Could you shed more light about this? What does the setup look like?
How many memcgs there are, how many of them use zswap, and how many
offline memcgs are you observing?
I am not saying we shouldn't fix these problems anyway, I am just
trying to understand how we got into this situation to begin with.
>
> 3.
> If the pool size were shrunk proactively, rejection by pool limit hits
> would be less likely. New incoming pages could be accepted as the pool
> gains some space in advance, while older pages are written back in the
> background. zswap would then be filled with recent pages, as expected
> in the LRU logic.
I suspect if patches 1 and 2 fix your problem, the shrinker invoked
from reclaim should be doing this sort of "proactive shrinking".
I agree that the current hysteresis around accept_thr_percent is not
good enough, but I am surprised you are hitting the pool limit if the
shrinker is being run during reclaim.
>
> Patch 1 and 2 make the shrinker reduce the pool to accept_thr_percent.

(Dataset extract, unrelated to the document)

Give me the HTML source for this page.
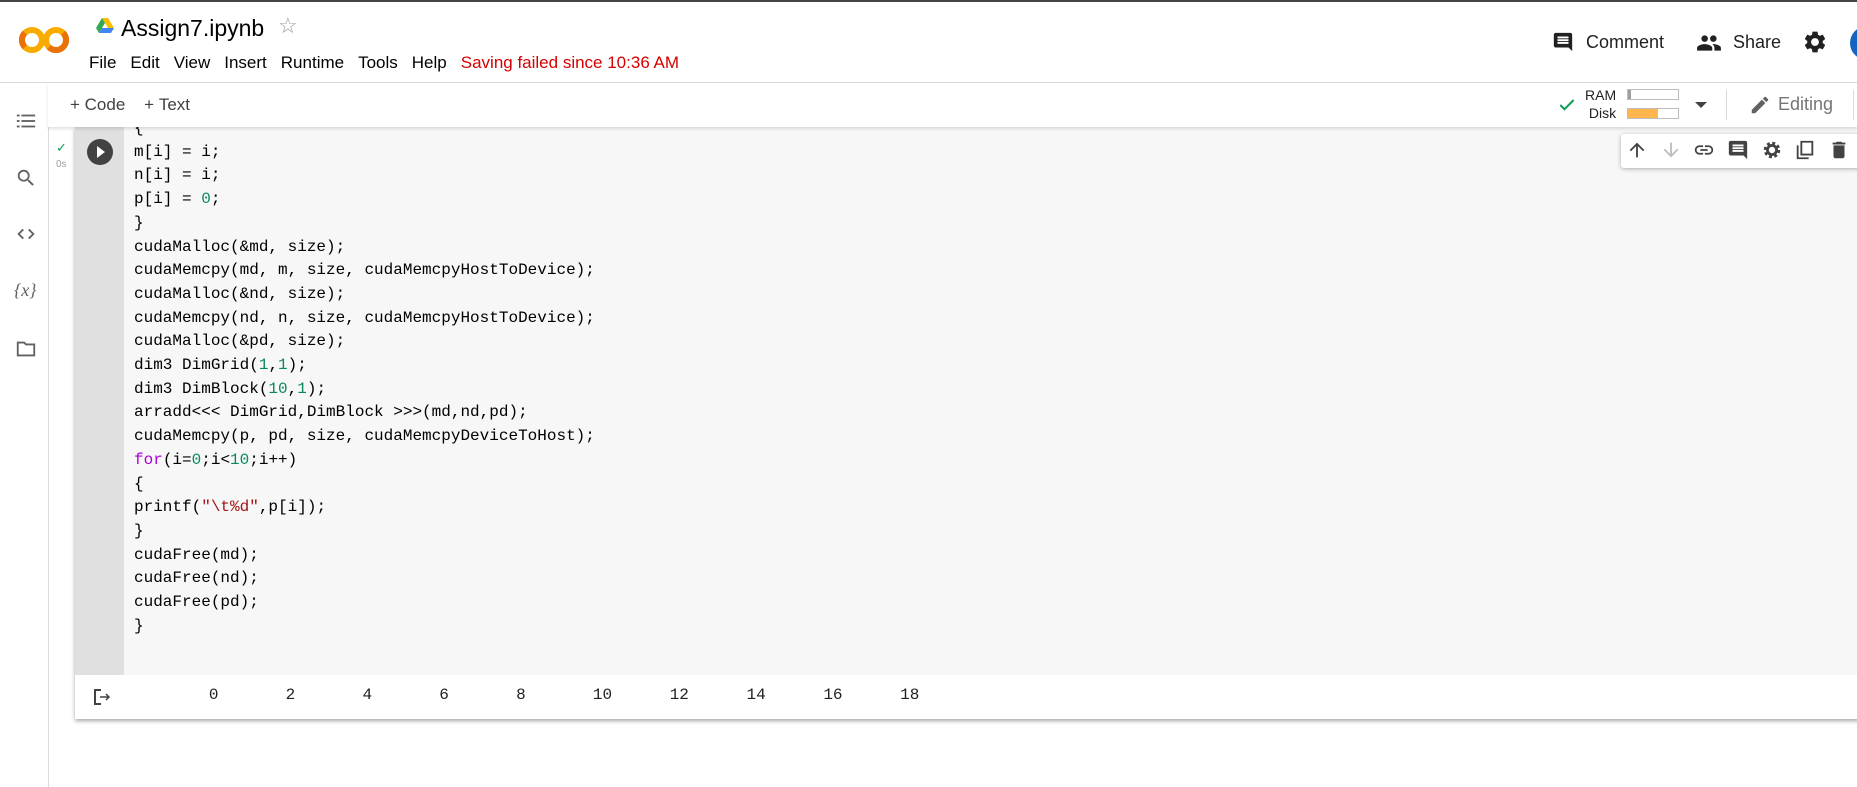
<!DOCTYPE html>
<html><head><meta charset="utf-8"><style>
*{margin:0;padding:0;box-sizing:border-box}
body{width:1857px;height:787px;overflow:hidden;background:#fff;font-family:"Liberation Sans",sans-serif;position:relative;color:#212121}
.a{position:absolute}
.t{z-index:6}
.code{font-family:"Liberation Mono",monospace;font-size:16px;line-height:23.7px;color:#000;white-space:pre}
.n{color:#09885a}.s{color:#a31515}.k{color:#af00db}
.menu span{margin-right:14px}
</style></head><body>
<div class="a" style="left:0;top:0;width:1857px;height:2px;background:#444"></div>
<svg class="a" style="left:18px;top:24px" width="56" height="32" viewBox="0 0 56 32">
<circle cx="14" cy="16" r="10" fill="none" stroke="#f9ab00" stroke-width="6"/>
<path d="M6.9 23.1A10 10 0 0 1 6.9 8.9" fill="none" stroke="#e8710a" stroke-width="6"/>
<circle cx="38" cy="16" r="10" fill="none" stroke="#f9ab00" stroke-width="6"/>
<path d="M45.1 8.9A10 10 0 0 1 45.1 23.1A10 10 0 0 1 30.9 23.1" fill="none" stroke="#e8710a" stroke-width="6"/>
</svg>
<svg class="a" style="left:96px;top:18px" width="18" height="16" viewBox="0 0 18 16"><path d="M6 0h6l6 10h-6z" fill="#fbbc04"/><path d="M6 0L0 10l3 5 6-10z" fill="#34a853"/><path d="M3 15h12l3-5H6z" fill="#4285f4"/></svg>
<div class="a" style="left:121px;top:15px;font-size:23px;color:#000">Assign7.ipynb</div>
<div class="a" style="left:278px;top:13px;font-size:22px;color:#9e9e9e">☆</div>
<div class="a menu" style="left:89px;top:53px;font-size:17px;color:#000"><span>File</span><span>Edit</span><span>View</span><span>Insert</span><span>Runtime</span><span>Tools</span><span>Help</span><span style="color:#d50000">Saving failed since 10:36 AM</span></div>
<svg class="a" style="left:1552px;top:31px" width="22" height="22" viewBox="0 0 24 24"><path d="M21.99 4c0-1.1-.89-2-1.99-2H4c-1.1 0-2 .9-2 2v12c0 1.1.9 2 2 2h14l4 4-.01-18zM18 14H6v-2h12v2zm0-3H6V9h12v2zm0-3H6V6h12v2z" fill="#212121"/></svg>
<div class="a" style="left:1586px;top:32px;font-size:18px">Comment</div>
<svg class="a" style="left:1696px;top:30px" width="26" height="26" viewBox="0 0 24 24"><path d="M16 11c1.66 0 2.99-1.34 2.99-3S17.66 5 16 5c-1.66 0-3 1.34-3 3s1.34 3 3 3zm-8 0c1.66 0 2.99-1.34 2.99-3S9.66 5 8 5C6.34 5 5 6.34 5 8s1.34 3 3 3zm0 2c-2.33 0-7 1.17-7 3.5V19h14v-2.5c0-2.33-4.67-3.5-7-3.5zm8 0c-.29 0-.62.02-.97.05 1.16.84 1.97 1.97 1.97 3.45V19h6v-2.5c0-2.33-4.67-3.5-7-3.5z" fill="#212121"/></svg>
<div class="a" style="left:1733px;top:32px;font-size:18px">Share</div>
<svg class="a" style="left:1802px;top:29px" width="26" height="26" viewBox="0 0 24 24"><path d="M19.14 12.94c.04-.3.06-.61.06-.94 0-.32-.02-.64-.07-.94l2.03-1.58a.49.49 0 0 0 .12-.61l-1.92-3.32a.488.488 0 0 0-.59-.22l-2.39.96c-.5-.38-1.03-.7-1.62-.94l-.36-2.54a.484.484 0 0 0-.48-.41h-3.84c-.24 0-.43.17-.47.41l-.36 2.54c-.59.24-1.13.57-1.62.94l-2.39-.96c-.22-.08-.47 0-.59.22L2.74 8.87c-.12.21-.08.47.12.61l2.03 1.58c-.05.3-.09.63-.09.94s.02.64.07.94l-2.03 1.58a.49.49 0 0 0-.12.61l1.92 3.32c.12.22.37.29.59.22l2.39-.96c.5.38 1.03.7 1.62.94l.36 2.54c.05.24.24.41.48.41h3.84c.24 0 .44-.17.47-.41l.36-2.54c.59-.24 1.13-.56 1.62-.94l2.39.96c.22.08.47 0 .59-.22l1.92-3.32c.12-.22.07-.47-.12-.61l-2.01-1.58zM12 15.6c-1.98 0-3.6-1.62-3.6-3.6s1.62-3.6 3.6-3.6 3.6 1.62 3.6 3.6-1.62 3.6-3.6 3.6z" fill="#212121"/></svg>
<div class="a" style="left:1850px;top:26px;width:34px;height:34px;border-radius:50%;background:#1565c0"></div>
<div class="a" style="left:0;top:82px;width:1857px;height:1px;background:#dadada"></div>
<div class="a" style="left:48px;top:83px;width:1px;height:704px;background:#dadada"></div>
<svg class="a" style="left:15px;top:110px" width="22" height="22" viewBox="0 0 24 24" fill="#616161"><rect x="2" y="5" width="3" height="2"/><rect x="7" y="5" width="15" height="2"/><rect x="2" y="11" width="3" height="2"/><rect x="7" y="11" width="15" height="2"/><rect x="2" y="17" width="3" height="2"/><rect x="7" y="17" width="15" height="2"/></svg>
<svg class="a" style="left:15px;top:167px" width="22" height="22" viewBox="0 0 24 24"><path d="M15.5 14h-.79l-.28-.27A6.47 6.47 0 0 0 16 9.5 6.5 6.5 0 1 0 9.5 16c1.61 0 3.09-.59 4.23-1.57l.27.28v.79l5 4.99L20.49 19l-4.99-5zm-6 0C7.01 14 5 11.99 5 9.5S7.01 5 9.5 5 14 7.01 14 9.5 11.99 14 9.5 14z" fill="#616161"/></svg>
<svg class="a" style="left:15px;top:223px" width="22" height="22" viewBox="0 0 24 24" fill="none" stroke="#616161" stroke-width="2"><path d="M9 7l-5 5 5 5M15 7l5 5-5 5"/></svg>
<div class="a" style="left:14px;top:280px;font-family:'Liberation Serif',serif;font-size:18px;color:#616161;font-style:italic">{x}</div>
<svg class="a" style="left:15px;top:338px" width="22" height="22" viewBox="0 0 24 24"><path d="M3 5h7l2 2h9v12H3z" fill="none" stroke="#616161" stroke-width="2"/></svg>
<div class="a" style="left:48px;top:83px;width:1809px;height:44px;background:#fff;box-shadow:0 2px 3px rgba(0,0,0,.12);z-index:5"></div>
<div class="a t" style="left:70px;top:95px;font-size:17px;color:#424242">+&nbsp;Code&nbsp;&nbsp;&nbsp;&nbsp;+&nbsp;Text</div>
<svg class="a t" style="left:1556px;top:95px" width="22" height="20" viewBox="0 0 24 24"><path d="M4 12l5 5L20 6" fill="none" stroke="#0f9d58" stroke-width="2.4"/></svg>
<div class="a t" style="left:1585px;top:86px;font-size:14px;line-height:18px;color:#212121;text-align:right">RAM<br>Disk</div>
<div class="a t" style="left:1627px;top:89px;width:52px;height:11px;border:1px solid #bdbdbd"><div style="width:3px;height:9px;background:#9e9e9e"></div></div>
<div class="a t" style="left:1627px;top:108px;width:52px;height:11px;border:1px solid #bdbdbd"><div style="width:30px;height:9px;background:#ffb74d"></div></div>
<div class="a t" style="left:1695px;top:102px;width:0;height:0;border-left:6px solid transparent;border-right:6px solid transparent;border-top:6px solid #424242"></div>
<div class="a t" style="left:1726px;top:90px;width:1px;height:30px;background:#dadada"></div>
<svg class="a t" style="left:1749px;top:94px" width="22" height="22" viewBox="0 0 24 24"><path d="M3 17.25V21h3.75L17.81 9.94l-3.75-3.75L3 17.25zM20.71 7.04a1 1 0 0 0 0-1.41l-2.34-2.34a1 1 0 0 0-1.41 0l-1.83 1.83 3.75 3.75 1.83-1.83z" fill="#616161"/></svg>
<div class="a t" style="left:1778px;top:94px;font-size:18px;color:#757575">Editing</div>
<div class="a t" style="left:1853px;top:90px;width:1px;height:30px;background:#dadada"></div>
<div class="a" style="left:75px;top:127px;width:1800px;height:592px;box-shadow:0 2px 4px rgba(0,0,0,.35);background:#fff"></div>
<div class="a" style="left:75px;top:127px;width:1800px;height:548px;background:#f7f7f7"></div>
<div class="a" style="left:75px;top:127px;width:49px;height:548px;background:#e0e0e0"></div>
<div class="a" style="left:56px;top:140px;font-size:13px;color:#0f9d58">✓</div>
<div class="a" style="left:56px;top:159px;font-size:10px;color:#9e9e9e">0s</div>
<div class="a" style="left:87px;top:139px;width:26px;height:26px;border-radius:50%;background:#424242"></div>
<div class="a" style="left:97px;top:146px;width:0;height:0;border-top:6px solid transparent;border-bottom:6px solid transparent;border-left:8px solid #fff"></div>
<div class="a" style="left:0;top:127px;width:1857px;height:560px;overflow:hidden;pointer-events:none">
<div class="a code" style="left:134px;top:-10px">{
m[i] = i;
n[i] = i;
p[i] = <span class="n">0</span>;
}
cudaMalloc(&amp;md, size);
cudaMemcpy(md, m, size, cudaMemcpyHostToDevice);
cudaMalloc(&amp;nd, size);
cudaMemcpy(nd, n, size, cudaMemcpyHostToDevice);
cudaMalloc(&amp;pd, size);
dim3 DimGrid(<span class="n">1</span>,<span class="n">1</span>);
dim3 DimBlock(<span class="n">10</span>,<span class="n">1</span>);
arradd&lt;&lt;&lt; DimGrid,DimBlock &gt;&gt;&gt;(md,nd,pd);
cudaMemcpy(p, pd, size, cudaMemcpyDeviceToHost);
<span class="k">for</span>(i=<span class="n">0</span>;i&lt;<span class="n">10</span>;i++)
{
printf(<span class="s">"\t%d"</span>,p[i]);
}
cudaFree(md);
cudaFree(nd);
cudaFree(pd);
}</div></div>
<div class="a" style="left:1621px;top:134px;width:240px;height:34px;background:#fff;border-radius:3px;box-shadow:0 1px 4px rgba(0,0,0,.3)"></div>
<svg class="a" style="left:1626px;top:139px" width="22" height="22" viewBox="0 0 24 24"><path d="M4 12l1.41 1.41L11 7.83V20h2V7.83l5.58 5.59L20 12l-8-8z" fill="#424242"/></svg>
<svg class="a" style="left:1660px;top:139px" width="22" height="22" viewBox="0 0 24 24"><path d="M20 12l-1.41-1.41L13 16.17V4h-2v12.17l-5.58-5.59L4 12l8 8z" fill="#bdbdbd"/></svg>
<svg class="a" style="left:1693px;top:139px" width="22" height="22" viewBox="0 0 24 24"><path d="M3.9 12c0-1.71 1.39-3.1 3.1-3.1h4V7H7c-2.76 0-5 2.24-5 5s2.24 5 5 5h4v-1.9H7c-1.71 0-3.1-1.39-3.1-3.1zM8 13h8v-2H8v2zm9-6h-4v1.9h4c1.71 0 3.1 1.39 3.1 3.1s-1.39 3.1-3.1 3.1h-4V17h4c2.76 0 5-2.24 5-5s-2.24-5-5-5z" fill="#424242"/></svg>
<svg class="a" style="left:1727px;top:139px" width="22" height="22" viewBox="0 0 24 24"><path d="M21.99 4c0-1.1-.89-2-1.99-2H4c-1.1 0-2 .9-2 2v12c0 1.1.9 2 2 2h14l4 4-.01-18zM18 14H6v-2h12v2zm0-3H6V9h12v2zm0-3H6V6h12v2z" fill="#424242"/></svg>
<svg class="a" style="left:1761px;top:139px" width="22" height="22" viewBox="0 0 24 24"><circle cx="12" cy="12" r="7" fill="none" stroke="#424242" stroke-width="4" stroke-dasharray="3 2.5"/><circle cx="12" cy="12" r="5" fill="none" stroke="#424242" stroke-width="3"/></svg>
<svg class="a" style="left:1794px;top:139px" width="22" height="22" viewBox="0 0 24 24" fill="none" stroke="#424242" stroke-width="2"><path d="M8 3h12v14H8z"/><path d="M4 7v14h12"/></svg>
<svg class="a" style="left:1828px;top:139px" width="22" height="22" viewBox="0 0 24 24"><path d="M6 19c0 1.1.9 2 2 2h8c1.1 0 2-.9 2-2V7H6v12zM19 4h-3.5l-1-1h-5l-1 1H5v2h14V4z" fill="#424242"/></svg>
<svg class="a" style="left:92px;top:687px" width="20" height="20" viewBox="0 0 20 20" fill="none" stroke="#424242" stroke-width="2"><path d="M9 3H3v14h6"/><path d="M8 10h9M14 7l3 3-3 3" stroke-width="1.5"/></svg>
<div class="a code" style="left:132px;top:684px;color:#212121">	0	2	4	6	8	10	12	14	16	18</div>
</body></html>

> Patch 3 makes zswap_store trigger the shrinker before reaching the max
> pool size. With this series, zswap will prepare some space to reduce
> the probability of problematic pool_limit_hit situation, thus reducing
> slow reclaim and the page priority inversion against LRU.
>
> 4.
> Once proactive shrinking reduces the pool size, pageouts complete
> instantly as long as the space prepared by shrinking can store the
> direct reclaim. If an admin sees a large pool_limit_hit, lowering
> accept_threshold_percent will improve active process performance.
I agree that proactive shrinking is preferable to waiting until we hit
pool limit, then stop taking in pages until the acceptance threshold.
I am just trying to understand whether such a proactive shrinking
mechanism will be needed if the reclaim shrinker for zswap is being
used, how the two would work together.